DESCRIPTION OF THE TASK:
Extract the listing in its entirety, keeping each line identical to the original.

* Start SUPPLIED INFORMATION *

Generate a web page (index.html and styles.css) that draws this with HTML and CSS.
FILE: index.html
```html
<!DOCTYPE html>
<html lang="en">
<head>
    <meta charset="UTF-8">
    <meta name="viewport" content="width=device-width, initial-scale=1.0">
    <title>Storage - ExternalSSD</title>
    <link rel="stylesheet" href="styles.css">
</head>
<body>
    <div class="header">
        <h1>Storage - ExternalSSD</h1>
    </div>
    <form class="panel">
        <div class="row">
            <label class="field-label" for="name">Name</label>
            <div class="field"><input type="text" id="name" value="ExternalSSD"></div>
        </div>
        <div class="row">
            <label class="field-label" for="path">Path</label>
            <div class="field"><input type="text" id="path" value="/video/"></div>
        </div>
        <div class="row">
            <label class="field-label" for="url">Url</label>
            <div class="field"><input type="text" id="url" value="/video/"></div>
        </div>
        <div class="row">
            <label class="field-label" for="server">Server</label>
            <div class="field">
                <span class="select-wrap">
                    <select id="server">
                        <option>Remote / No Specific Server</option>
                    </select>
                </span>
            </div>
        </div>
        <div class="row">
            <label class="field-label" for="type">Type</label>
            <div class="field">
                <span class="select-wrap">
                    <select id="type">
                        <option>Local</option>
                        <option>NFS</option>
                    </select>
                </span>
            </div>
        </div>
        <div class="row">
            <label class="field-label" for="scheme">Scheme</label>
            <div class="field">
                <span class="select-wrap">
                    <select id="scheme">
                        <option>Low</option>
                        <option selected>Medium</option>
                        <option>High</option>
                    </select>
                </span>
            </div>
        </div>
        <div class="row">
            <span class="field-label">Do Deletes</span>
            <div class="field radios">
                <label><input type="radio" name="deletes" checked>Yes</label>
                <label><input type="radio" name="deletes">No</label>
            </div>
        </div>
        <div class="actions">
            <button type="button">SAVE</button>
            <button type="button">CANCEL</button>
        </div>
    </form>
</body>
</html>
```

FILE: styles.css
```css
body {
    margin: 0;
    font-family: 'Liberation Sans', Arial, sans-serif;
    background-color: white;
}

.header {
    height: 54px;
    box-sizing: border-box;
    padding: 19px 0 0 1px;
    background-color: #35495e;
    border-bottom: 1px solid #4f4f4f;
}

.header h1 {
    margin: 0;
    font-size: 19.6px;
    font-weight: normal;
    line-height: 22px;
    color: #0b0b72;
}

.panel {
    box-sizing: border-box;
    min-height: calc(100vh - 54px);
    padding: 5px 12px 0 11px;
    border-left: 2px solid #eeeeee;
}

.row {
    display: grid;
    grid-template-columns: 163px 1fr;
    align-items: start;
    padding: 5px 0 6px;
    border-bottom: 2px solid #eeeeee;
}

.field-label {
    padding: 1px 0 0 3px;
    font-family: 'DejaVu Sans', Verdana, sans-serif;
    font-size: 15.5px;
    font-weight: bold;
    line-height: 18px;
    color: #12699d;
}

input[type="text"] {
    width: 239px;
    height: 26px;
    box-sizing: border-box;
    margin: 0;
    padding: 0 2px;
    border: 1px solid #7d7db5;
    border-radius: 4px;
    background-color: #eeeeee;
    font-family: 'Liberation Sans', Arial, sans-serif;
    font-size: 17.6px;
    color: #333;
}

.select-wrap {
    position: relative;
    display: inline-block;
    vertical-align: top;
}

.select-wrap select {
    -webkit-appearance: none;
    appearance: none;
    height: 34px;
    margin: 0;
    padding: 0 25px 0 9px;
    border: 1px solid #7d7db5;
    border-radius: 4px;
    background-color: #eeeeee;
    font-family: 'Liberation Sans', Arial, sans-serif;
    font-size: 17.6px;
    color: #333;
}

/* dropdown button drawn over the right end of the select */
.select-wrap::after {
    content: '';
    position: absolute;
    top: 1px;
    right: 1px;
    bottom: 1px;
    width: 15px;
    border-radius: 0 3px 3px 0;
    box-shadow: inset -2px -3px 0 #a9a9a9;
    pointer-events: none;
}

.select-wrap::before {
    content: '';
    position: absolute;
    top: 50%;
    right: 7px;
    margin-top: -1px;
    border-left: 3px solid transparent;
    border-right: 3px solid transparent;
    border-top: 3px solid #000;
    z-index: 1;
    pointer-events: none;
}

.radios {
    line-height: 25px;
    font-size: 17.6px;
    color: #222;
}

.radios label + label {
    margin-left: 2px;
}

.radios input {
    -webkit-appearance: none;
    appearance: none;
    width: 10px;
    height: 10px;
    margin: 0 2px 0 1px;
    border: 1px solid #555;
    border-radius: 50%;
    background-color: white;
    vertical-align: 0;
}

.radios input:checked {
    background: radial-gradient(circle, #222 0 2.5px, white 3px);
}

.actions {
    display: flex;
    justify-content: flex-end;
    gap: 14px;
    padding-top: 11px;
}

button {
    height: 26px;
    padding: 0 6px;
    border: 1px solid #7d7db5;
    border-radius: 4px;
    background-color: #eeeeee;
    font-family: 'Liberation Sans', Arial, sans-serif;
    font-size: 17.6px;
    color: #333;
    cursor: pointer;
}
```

* End SUPPLIED INFORMATION *

THE OUTPUT:
Generate a web page (index.html and styles.css) that draws this with HTML and CSS.
FILE: index.html
```html
<!DOCTYPE html>
<html lang="en">
<head>
    <meta charset="UTF-8">
    <meta name="viewport" content="width=device-width, initial-scale=1.0">
    <title>Storage - ExternalSSD</title>
    <link rel="stylesheet" href="styles.css">
</head>
<body>
    <div class="header">
        <h1>Storage - ExternalSSD</h1>
    </div>
    <form class="panel">
        <div class="row">
            <label class="field-label" for="name">Name</label>
            <div class="field"><input type="text" id="name" value="ExternalSSD"></div>
        </div>
        <div class="row">
            <label class="field-label" for="path">Path</label>
            <div class="field"><input type="text" id="path" value="/video/"></div>
        </div>
        <div class="row">
            <label class="field-label" for="url">Url</label>
            <div class="field"><input type="text" id="url" value="/video/"></div>
        </div>
        <div class="row">
            <label class="field-label" for="server">Server</label>
            <div class="field">
                <span class="select-wrap">
                    <select id="server">
                        <option>Remote / No Specific Server</option>
                    </select>
                </span>
            </div>
        </div>
        <div class="row">
            <label class="field-label" for="type">Type</label>
            <div class="field">
                <span class="select-wrap">
                    <select id="type">
                        <option>Local</option>
                        <option>NFS</option>
                    </select>
                </span>
            </div>
        </div>
        <div class="row">
            <label class="field-label" for="scheme">Scheme</label>
            <div class="field">
                <span class="select-wrap">
                    <select id="scheme">
                        <option>Low</option>
                        <option selected>Medium</option>
                        <option>High</option>
                    </select>
                </span>
            </div>
        </div>
        <div class="row">
            <span class="field-label">Do Deletes</span>
            <div class="field radios">
                <label><input type="radio" name="deletes" checked>Yes</label>
                <label><input type="radio" name="deletes">No</label>
            </div>
        </div>
        <div class="actions">
            <button type="button">SAVE</button>
            <button type="button">CANCEL</button>
        </div>
    </form>
</body>
</html>
```

FILE: styles.css
```css
body {
    margin: 0;
    font-family: 'Liberation Sans', Arial, sans-serif;
    background-color: white;
}

.header {
    height: 54px;
    box-sizing: border-box;
    padding: 19px 0 0 1px;
    background-color: #35495e;
    border-bottom: 1px solid #4f4f4f;
}

.header h1 {
    margin: 0;
    font-size: 19.6px;
    font-weight: normal;
    line-height: 22px;
    color: #0b0b72;
}

.panel {
    box-sizing: border-box;
    min-height: calc(100vh - 54px);
    padding: 5px 12px 0 11px;
    border-left: 2px solid #eeeeee;
}

.row {
    display: grid;
    grid-template-columns: 163px 1fr;
    align-items: start;
    padding: 5px 0 6px;
    border-bottom: 2px solid #eeeeee;
}

.field-label {
    padding: 1px 0 0 3px;
    font-family: 'DejaVu Sans', Verdana, sans-serif;
    font-size: 15.5px;
    font-weight: bold;
    line-height: 18px;
    color: #12699d;
}

input[type="text"] {
    width: 239px;
    height: 26px;
    box-sizing: border-box;
    margin: 0;
    padding: 0 2px;
    border: 1px solid #7d7db5;
    border-radius: 4px;
    background-color: #eeeeee;
    font-family: 'Liberation Sans', Arial, sans-serif;
    font-size: 17.6px;
    color: #333;
}

.select-wrap {
    position: relative;
    display: inline-block;
    vertical-align: top;
}

.select-wrap select {
    -webkit-appearance: none;
    appearance: none;
    height: 34px;
    margin: 0;
    padding: 0 25px 0 9px;
    border: 1px solid #7d7db5;
    border-radius: 4px;
    background-color: #eeeeee;
    font-family: 'Liberation Sans', Arial, sans-serif;
    font-size: 17.6px;
    color: #333;
}

/* dropdown button drawn over the right end of the select */
.select-wrap::after {
    content: '';
    position: absolute;
    top: 1px;
    right: 1px;
    bottom: 1px;
    width: 15px;
    border-radius: 0 3px 3px 0;
    box-shadow: inset -2px -3px 0 #a9a9a9;
    pointer-events: none;
}

.select-wrap::before {
    content: '';
    position: absolute;
    top: 50%;
    right: 7px;
    margin-top: -1px;
    border-left: 3px solid transparent;
    border-right: 3px solid transparent;
    border-top: 3px solid #000;
    z-index: 1;
    pointer-events: none;
}

.radios {
    line-height: 25px;
    font-size: 17.6px;
    color: #222;
}

.radios label + label {
    margin-left: 2px;
}

.radios input {
    -webkit-appearance: none;
    appearance: none;
    width: 10px;
    height: 10px;
    margin: 0 2px 0 1px;
    border: 1px solid #555;
    border-radius: 50%;
    background-color: white;
    vertical-align: 0;
}

.radios input:checked {
    background: radial-gradient(circle, #222 0 2.5px, white 3px);
}

.actions {
    display: flex;
    justify-content: flex-end;
    gap: 14px;
    padding-top: 11px;
}

button {
    height: 26px;
    padding: 0 6px;
    border: 1px solid #7d7db5;
    border-radius: 4px;
    background-color: #eeeeee;
    font-family: 'Liberation Sans', Arial, sans-serif;
    font-size: 17.6px;
    color: #333;
    cursor: pointer;
}
```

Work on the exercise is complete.